Trader fired over off-color joke challenges hedge fund secrecy


Michalow, a multi-millionaire in his forties who left his hedge fund after making an off-color joke, and now asking for millions more, might not cut the most sympathetic figure. But his case also captures the way in which hedge funds’ secrecy can hamstring their employees’ attempts to preserve their own reputations.

Hedge funds are micro-cultures and many of those cultures are very protective of the secret sauce behind how they invest and trade. For quant funds like D.E. Shaw, which rely on proprietary algorithms to make money, that secretiveness can verge into a cultish level of clandestine.

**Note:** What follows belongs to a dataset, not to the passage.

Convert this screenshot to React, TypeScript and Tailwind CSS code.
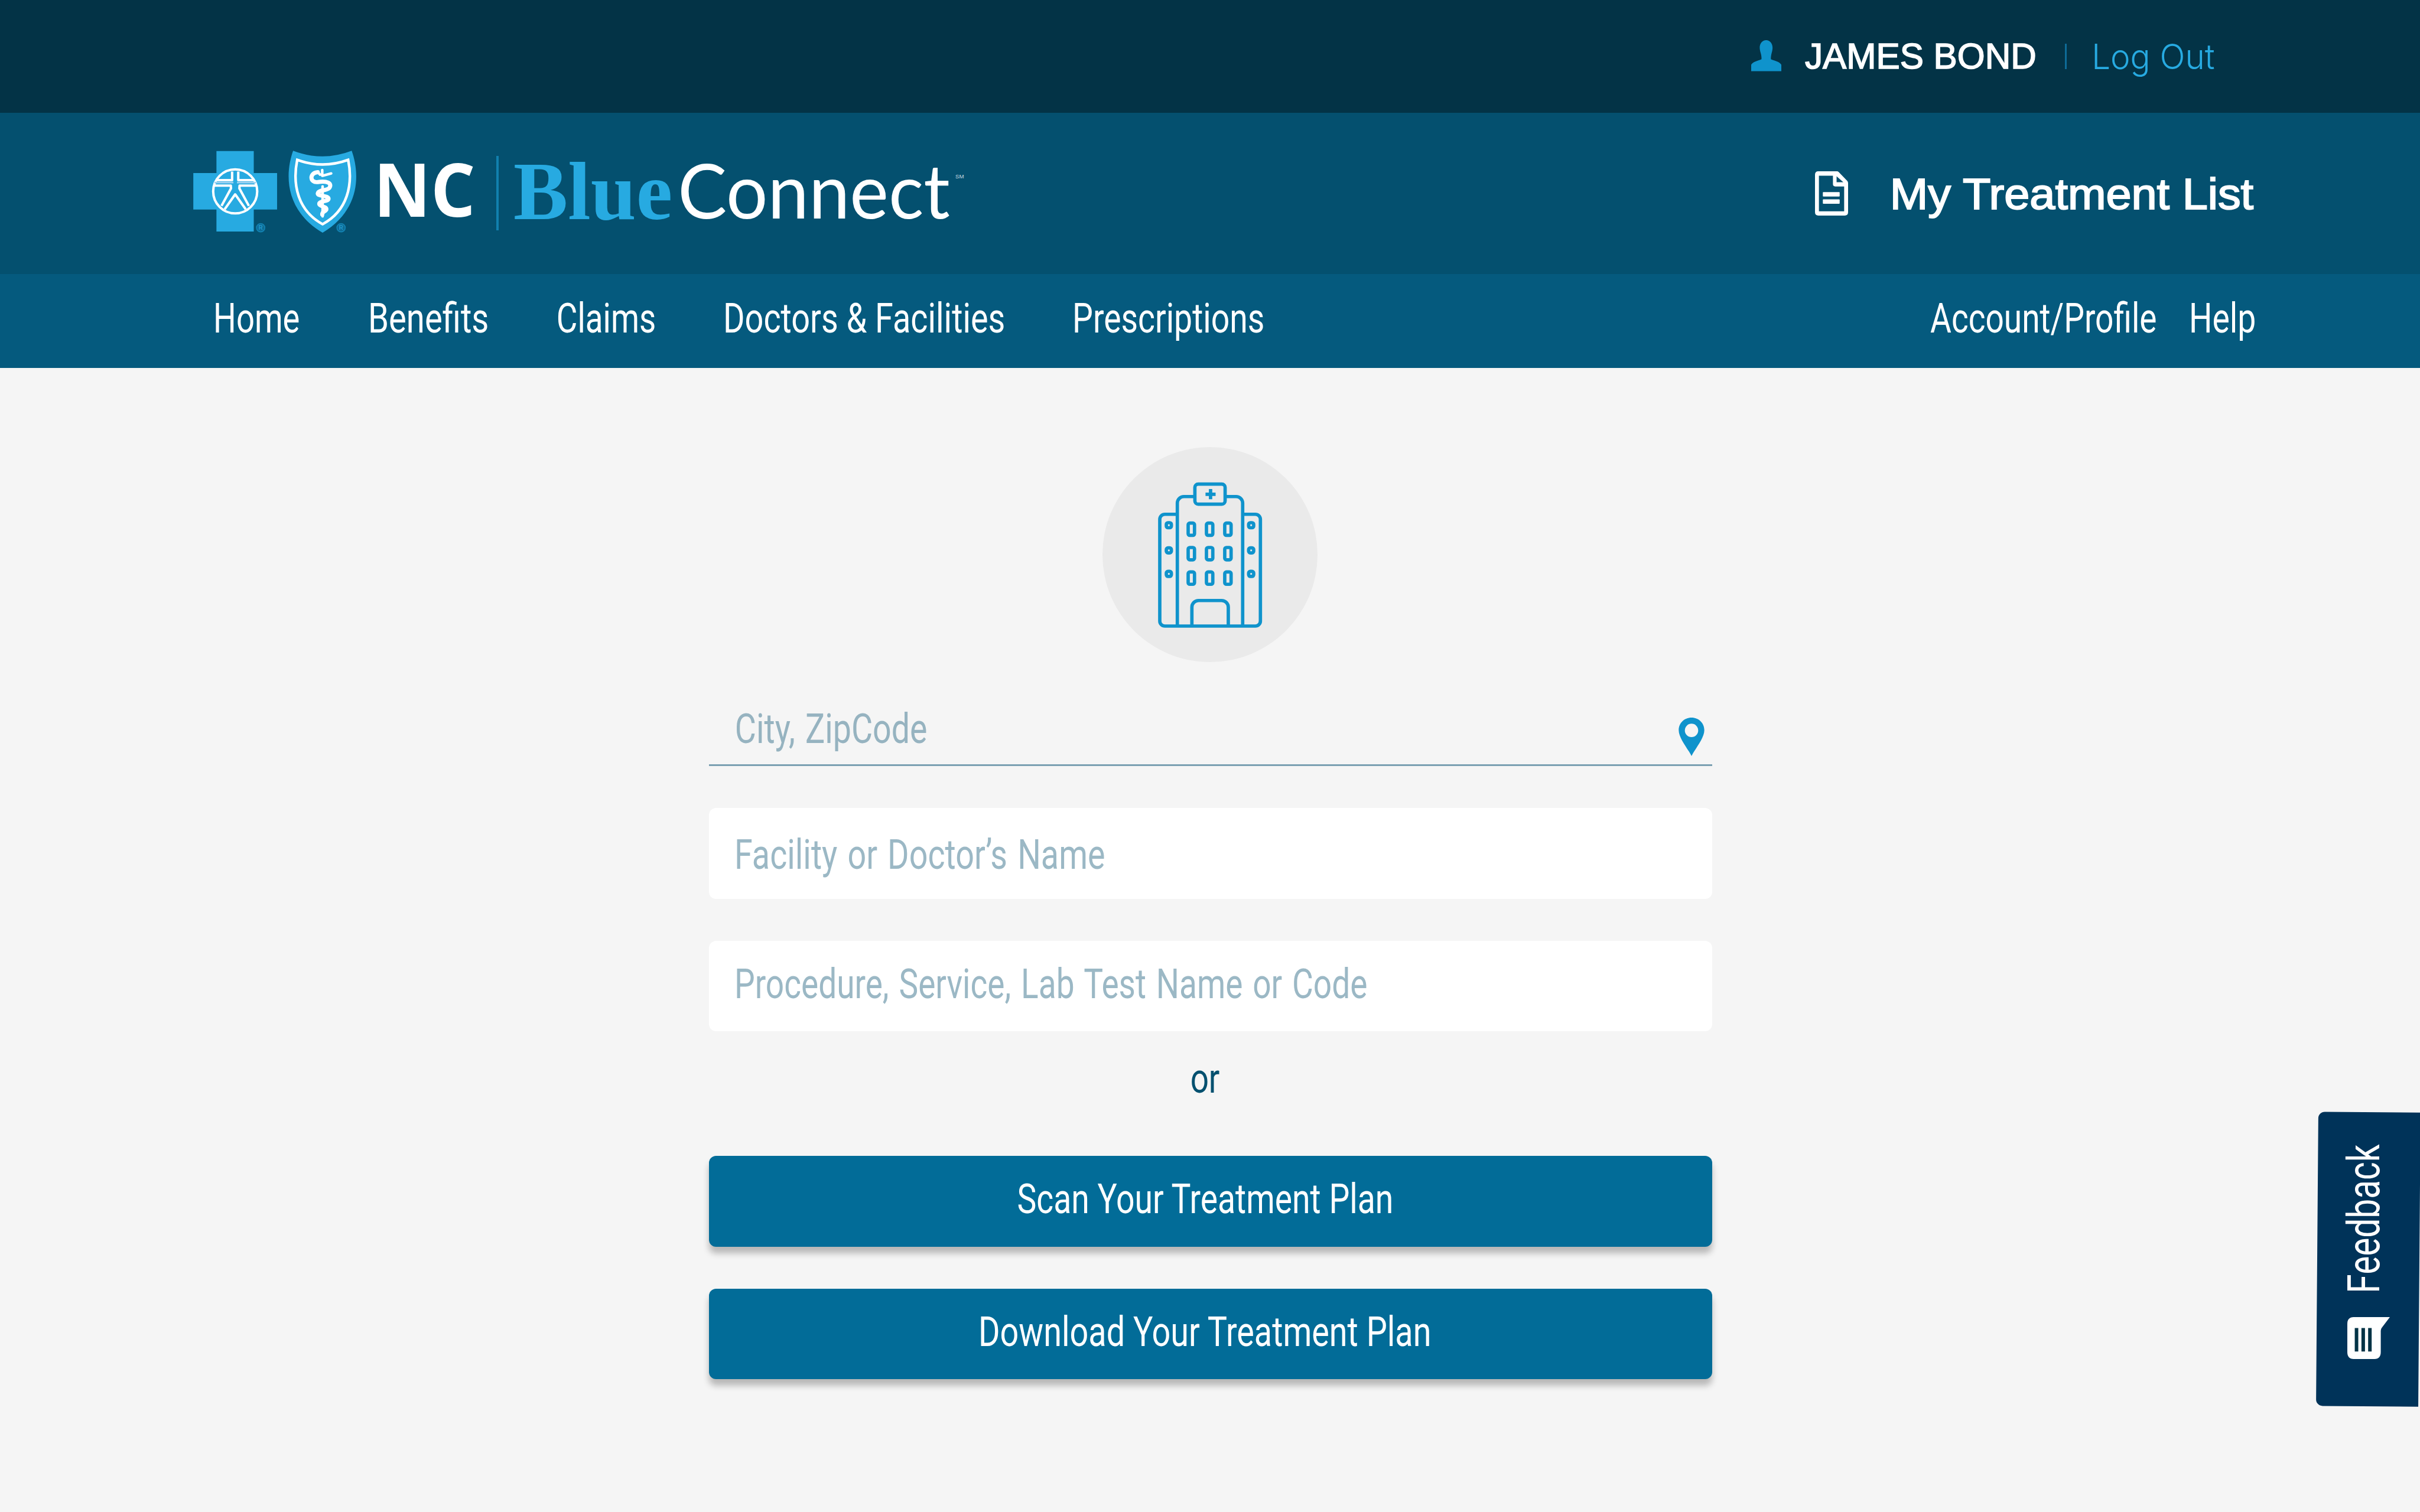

In their eagerness to keep their talent and ideas to themselves, quant funds have ramped up the language in their employment contracts, attempting to make it nearly impossible for traders who know the math behind trades to take it with them to a competitor. But that insularity has metastasized with funds now writing all kinds of protections into their agreements, and using things like deferred compensation as a cudgel to get talent to sign on.

What has helped fuel the phenomenon is that quant funds often recruit straight out of undergraduate and graduate programs, offering huge sums of money to people that are relatively new to the workforce and unfamiliar with employment contracts. Once they sign and the money pours in, it becomes less and less likely that anybody feels the urge to sue and courts remain largely blind to what’s actually in these very private contracts.

Michalow, who lays out in his brief that he signed on with D.E Shaw as an undergraduate, clearly has an axe to grind with his former employer even after his pretty hefty defamation reward, but it’s also clear that the “release-for-pay” issue is not just a D.E. Shaw problem.